Two actors are the sons of their characters: Sun Dongguang is the son of director Sun Yu, and Zheng Dali is the son of actor Zheng Junli.

==Music==
The theme song "Zangxin" (葬心; "Burying the Heart") was composed by Taiwanese singer-songwriter Johnny Chen and recorded by Taiwanese singer Tracy Huang. It won Best Original Film Song at the 12th Hong Kong Film Awards.

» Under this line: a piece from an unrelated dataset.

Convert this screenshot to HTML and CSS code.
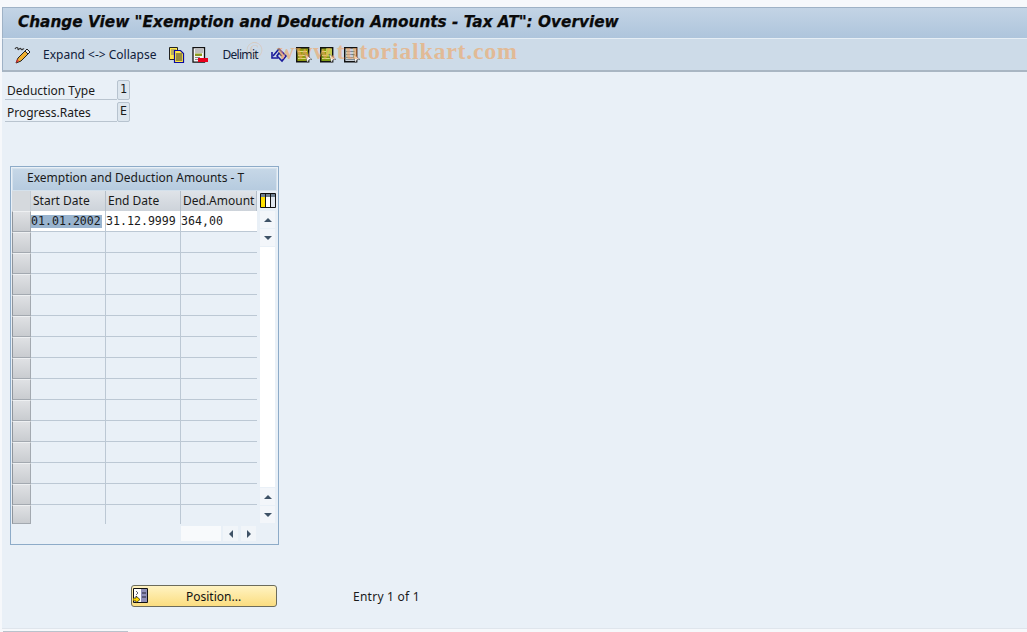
FILE: index.html
```html
<!DOCTYPE html>
<html lang="en">
<head>
<meta charset="utf-8">
<title>Change View</title>
<link rel="stylesheet" href="styles.css">
</head>
<body>
<div class="screen">
  <header class="titlebar"><h1>Change View "Exemption and Deduction Amounts - Tax AT": Overview</h1></header>
  <div class="toolbar">
    <svg class="tool-pen" width="18" height="18" viewBox="0 0 18 18"><path d="M1 3c1-2 3-2 3 0s2-2 3 0 2-1 3 0" fill="none" stroke="#333" stroke-width="1.2"/><path d="M13 3l3 3-9 9-5 2 2-5z" fill="#f0b030" stroke="#222"/><path d="M3 13l2 2-3 2z" fill="#d33"/><path d="M13 3l3 3-2 2-3-3z" fill="#e8e8e8" stroke="#222"/></svg>
    <span class="tool-text expand">Expand &lt;-&gt; Collapse</span>
    <svg class="tool-copy" width="16" height="16" viewBox="0 0 16 16"><path d="M.5.5h8v12h-8z" fill="#ffe84a" stroke="#222"/><path d="M2 3h5M2 5h5M2 7h5" stroke="#777"/><path d="M5.5 3.5h6l3 3v9h-9z" fill="#ffe84a" stroke="#0a0aa0" stroke-width="1.2"/><path d="M7 7h6M7 9h6M7 11h6M7 13h6" stroke="#333"/></svg>
    <svg class="tool-del" width="16" height="16" viewBox="0 0 16 16"><path d="M1 .7h11.5v14.5H1z" fill="#f4f4f4" stroke="#111" stroke-width="1.3"/><path d="M3 3h8M3 5h8" stroke="#888"/><path d="M3 6.5h7v2.5H3z" fill="#8a9a20"/><path d="M3 10.500h5M3 12.500h5" stroke="#888"/><path d="M6 11h10v4H6z" fill="#e8001c"/></svg>
    <span class="tool-text delimit">Delimit</span>
    <svg class="tool-undo" width="17" height="16" viewBox="0 0 17 16"><path d="M2 9l6-7 7 7-4 5-5-5 2-3 3 3" fill="none" stroke="#1a1a9a" stroke-width="1.6"/><path d="M1 5v6h6" fill="none" stroke="#1a1a9a" stroke-width="1.6"/><path d="M8 4l4 5-1 2" fill="none" stroke="#f0a0a0"/></svg>
    <svg class="tool-sel" width="16" height="16" viewBox="0 0 16 16"><path d="M.7.7h12v14H.7z" fill="#8f9a10" stroke="#111" stroke-width="1.4"/><path d="M2 4.500h9M2 8.500h9M2 11.500h9" stroke="#d8dc80"/><path d="M9 7l7 5.500h-3L11.500 16z" fill="#fff" stroke="#444" stroke-width=".5"/></svg>
    <svg class="tool-sel" width="16" height="16" viewBox="0 0 16 16"><path d="M.7.7h12v14H.7z" fill="#7f9a14" stroke="#111" stroke-width="1.4"/><path d="M6 1.500h6v8H6z" fill="#c4cc50"/><path d="M2 4.500h4M2 8.500h4M2 11.500h9" stroke="#d8dc80"/><path d="M9 7l7 5.500h-3L11.500 16z" fill="#fff" stroke="#444" stroke-width=".5"/></svg>
    <svg class="tool-sel" width="16" height="16" viewBox="0 0 16 16"><path d="M.7.7h12v14H.7z" fill="#c8d0d8" stroke="#111" stroke-width="1.4"/><path d="M2 4.500h9M2 7.500h9M2 10.500h9M2 12.500h9" stroke="#7f8c98"/><path d="M9 7l7 5.500h-3L11.500 16z" fill="#fff" stroke="#444" stroke-width=".5"/></svg>
  </div>
  <main class="content">
    <div class="fields">
      <div class="field"><span class="field-label">Deduction Type</span><span class="field-value">1</span></div>
      <div class="field"><span class="field-label">Progress.Rates</span><span class="field-value">E</span></div>
    </div>
    <section class="tc">
      <div class="tc-title">Exemption and Deduction Amounts - T</div>
      <div class="tc-body">
        <div class="selectors">
          <div class="sel-corner"></div>
          <div class="sel"></div><div class="sel"></div><div class="sel"></div><div class="sel"></div><div class="sel"></div>
          <div class="sel"></div><div class="sel"></div><div class="sel"></div><div class="sel"></div><div class="sel"></div>
          <div class="sel"></div><div class="sel"></div><div class="sel"></div><div class="sel"></div><div class="sel"></div>
        </div>
        <div class="grid">
          <div class="head">Start Date</div><div class="head">End Date</div><div class="head">Ded.Amount</div>
          <div class="cell first"><span class="hl">01.01.2002</span></div><div class="cell first">31.12.9999</div><div class="cell first">364,00</div>
          <div class="cell"></div><div class="cell"></div><div class="cell"></div>
          <div class="cell"></div><div class="cell"></div><div class="cell"></div>
          <div class="cell"></div><div class="cell"></div><div class="cell"></div>
          <div class="cell"></div><div class="cell"></div><div class="cell"></div>
          <div class="cell"></div><div class="cell"></div><div class="cell"></div>
          <div class="cell"></div><div class="cell"></div><div class="cell"></div>
          <div class="cell"></div><div class="cell"></div><div class="cell"></div>
          <div class="cell"></div><div class="cell"></div><div class="cell"></div>
          <div class="cell"></div><div class="cell"></div><div class="cell"></div>
          <div class="cell"></div><div class="cell"></div><div class="cell"></div>
          <div class="cell"></div><div class="cell"></div><div class="cell"></div>
          <div class="cell"></div><div class="cell"></div><div class="cell"></div>
          <div class="cell"></div><div class="cell"></div><div class="cell"></div>
          <div class="cell"></div><div class="cell"></div><div class="cell"></div>
        </div>
        <div class="vscroll">
          <svg class="config" width="16" height="15" viewBox="0 0 16 15"><path d="M.5.500h15v14H.500z" fill="#fff" stroke="#111"/><path d="M1 1h14v3H1z" fill="#6f7f8f"/><path d="M1 4h4.500v10H1z" fill="#ffe000"/><path d="M6 4h4v10H6z" fill="#fff"/><path d="M11 4h4v10h-4z" fill="#dfe6ee"/><path d="M5.500 1v13M10.500 1v13" stroke="#111"/></svg>
          <div class="sb-btn"><i class="up"></i></div>
          <div class="sb-btn"><i class="down"></i></div>
          <div class="sb-track"></div>
          <div class="sb-btn"><i class="up"></i></div>
          <div class="sb-btn"><i class="down"></i></div>
        </div>
      </div>
      <div class="hscroll">
        <div class="hs-track"></div>
        <div class="hs-btn"><i class="left"></i></div>
        <div class="hs-btn"><i class="right"></i></div>
      </div>
    </section>
    <div class="actions">
      <button class="position" type="button">
        <svg class="pos-icon" width="16" height="16" viewBox="0 0 16 16"><path d="M.5.500h14v14H.500z" fill="#fff" stroke="#111"/><path d="M8 1h6v13H8z" fill="#8e8eb8"/><path d="M9 5h4M9 9h4" stroke="#223"/><path d="M3 3l2 2-2 2" fill="none" stroke="#667"/><path d="M0 10h3V8l4 3.500L3 15v-2H0z" fill="#ffd800" stroke="#111" stroke-width=".7"/></svg>
        <span>Position...</span>
      </button>
      <span class="entry">Entry 1 of 1</span>
    </div>
  </main>
  <div class="watermark">www.tutorialkart.com</div>
  <div class="copyright">©</div>
  <div class="statusbar"></div>
</div>
</body>
</html>
```
FILE: styles.css
```css
* { box-sizing: border-box; }
html, body { margin: 0; padding: 0; background: #fff; }
body { width: 1027px; height: 632px; overflow: hidden; font-family: "Noto Sans", sans-serif; font-size: 12px; color: #1a1a1a; }
.screen { position: relative; height: 632px; padding: 7px 0 0 2px; display: flex; flex-direction: column; background: #f6f8fb; }
.titlebar { height: 31px; background: linear-gradient(#c3d4e5, #aec5dc); border-top: 1px solid #9fb2c6; border-left: 1px solid #9fb2c6; display: flex; align-items: center; padding: 0 0 2px 15px; }
.titlebar h1 { margin: 0; font: italic bold 15.3px "DejaVu Sans", sans-serif; color: #0a0a0a; white-space: nowrap; -webkit-text-stroke: .25px #0a0a0a; }
.toolbar { height: 34px; background: #cddbe8; border-top: 1px solid #e6eef5; border-bottom: 2px solid #a9b6c3; border-left: 1px solid #9fb2c6; display: flex; align-items: center; padding-left: 11px; }
.tool-text { white-space: nowrap; color: #10203a; }
.expand { margin-left: 11px; }
.tool-copy { margin-left: 13px; }
.tool-del { margin-left: 7px; }
.delimit { margin-left: 14px; letter-spacing: -.7px; }
.tool-undo { margin-left: 13px; }
.tool-sel { margin-left: 8px; }
.content { flex: 0 0 557px; background: #e9f0f7; padding: 8px 0 0 2px; border-bottom: 1px solid #dfe5ec; display: flex; flex-direction: column; }
.fields { display: flex; flex-direction: column; gap: 2px; margin-left: 1px; }
.field { display: flex; height: 20px; }
.field-label { width: 112px; padding: 2px 0 0 2px; border-bottom: 1px solid #b9c4cf; white-space: nowrap; }
.field-value { width: 13px; height: 20px; background: #dde6ee; border: 1px solid #b7c3cf; border-radius: 2px; font: 11.6px "DejaVu Sans Mono", monospace; text-align: center; line-height: 17px; }
.tc { width: 269px; height: 379px; margin: 44px 0 0 6px; border: 1px solid #8dabc8; padding: 1px; display: flex; flex-direction: column; }
.tc-title { height: 23px; background: linear-gradient(#c6d7e7, #b6cbdf); border: 1px solid #d4e1ec; padding-left: 14px; line-height: 17px; white-space: nowrap; }
.tc-body { display: flex; height: 333px; }
.selectors { width: 19px; display: flex; flex-direction: column; }
.sel-corner { height: 20px; background: #d5d9dd; border-right: 1px solid #c4cdd6; }
.sel { height: 21px; background: linear-gradient(#dfe1e4, #c9ccd0); border: 1px solid #a3a9b0; border-top-color: #eef0f2; border-left-color: #8f959c; }
.sel:last-child { height: 19px; }
.grid { width: 226px; display: grid; grid-template-columns: 75px 75px 76px; grid-template-rows: 20px repeat(14, 21px) 19px; align-content: start; }
.head { background: linear-gradient(#dfe3e8, #cdd3da); border-right: 1px solid #b5bfc9; padding-left: 2px; line-height: 20px; white-space: nowrap; }
.cell { border-right: 1px solid #bcc8d4; border-bottom: 1px solid #bcc8d4; font: 11.6px "DejaVu Sans Mono", monospace; line-height: 20px; white-space: nowrap; }
.cell:nth-child(3n) { border-right: 0; }
.cell:nth-last-child(-n+3) { border-bottom: 0; }
.cell.first { background: #fff; }
.hl { display: inline-block; vertical-align: middle; width: 71px; height: 13px; line-height: 13px; background: #99b4cf; }
.vscroll { width: 18px; margin-left: 2px; display: flex; flex-direction: column; align-items: flex-start; padding-left: 1px; }
.config { flex: none; margin: 2px 0 3px; }
.sb-btn { width: 15px; height: 17px; margin-bottom: 1px; background: #f3f6fa; display: flex; align-items: center; justify-content: center; }
.sb-track { width: 15px; height: 240px; margin-bottom: 1px; background: #fff; }
.up, .down, .left, .right { display: block; width: 0; height: 0; border: 4px solid transparent; }
.up { border-top: 0; border-bottom: 4px solid #3f5266; }
.down { border-bottom: 0; border-top: 4px solid #3f5266; }
.left { border-left: 0; border-right: 4px solid #3f5266; }
.right { border-right: 0; border-left: 4px solid #3f5266; }
.hscroll { display: flex; height: 15px; margin: 2px 0 0 169px; gap: 2px; }
.hs-track { width: 40px; background: #f8fafc; }
.hs-btn { width: 15px; background: #f1f5f9; display: flex; align-items: center; justify-content: center; }
.hs-btn + .hs-btn { margin-left: 1px; }
.actions { display: flex; align-items: center; height: 22px; margin: 40px 0 0 127px; }
.position { width: 146px; height: 22px; padding: 0; background: linear-gradient(#fff3c2, #fbdd80); border: 1px solid #6c6c5c; border-radius: 3px; display: flex; align-items: center; font: 12px "Noto Sans", sans-serif; color: #111; position: relative; }
.pos-icon { margin-left: 1px; }
.position span { margin-left: 37px; }
.entry { margin-left: 76px; letter-spacing: .25px; }
.statusbar { position: absolute; left: 3px; bottom: 0; width: 125px; height: 1px; background: #b9c2cc; }
.watermark { position: absolute; left: 277px; top: 38px; font: bold 24px "Liberation Serif", serif; letter-spacing: .7px; color: rgba(240, 165, 95, .6); white-space: nowrap; }
.copyright { position: absolute; left: 246px; top: 38px; font: 23px "Liberation Serif", serif; color: rgba(240, 165, 95, .3); }
```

The film also contains a scene in which Lianhua Film Company actors sang the "Dalu Ge" (大路歌; "The Big Road Song") composed by Nie Er, which would become the theme song for Sun Yu's 1934 anti-Japanese film The Big Road.

==Reception==

===Awards===
- 28th Golden Horse Awards, 1991
  - Best Leading Actress – Maggie Cheung
  - Best Cinematography – Poon Hang Sang
  - Best Feature Film (nominated)
  - Best Director – Stanley Kwan (nominated)
- 42nd Berlin International Film Festival, 1992
  - Silver Bear for Best Actress – Maggie Cheung
- Chicago International Film Festival, 1992
  - Silver Hugo Award for Best Actress – Maggie Cheung
- 12th Hong Kong Film Awards, 1993
  - Best Actress – Maggie Cheung
  - Best Cinematography – Poon Hang Sang
  - Best Art Direction – Pok Yuk Mok
  - Best Original Film Score – Johnny Chen
  - Best Original Film Song – Johnny Chen

===Recognition===
Prominent American film critic Jonathan Rosenbaum picked the film as one of his favorites of the 1990s.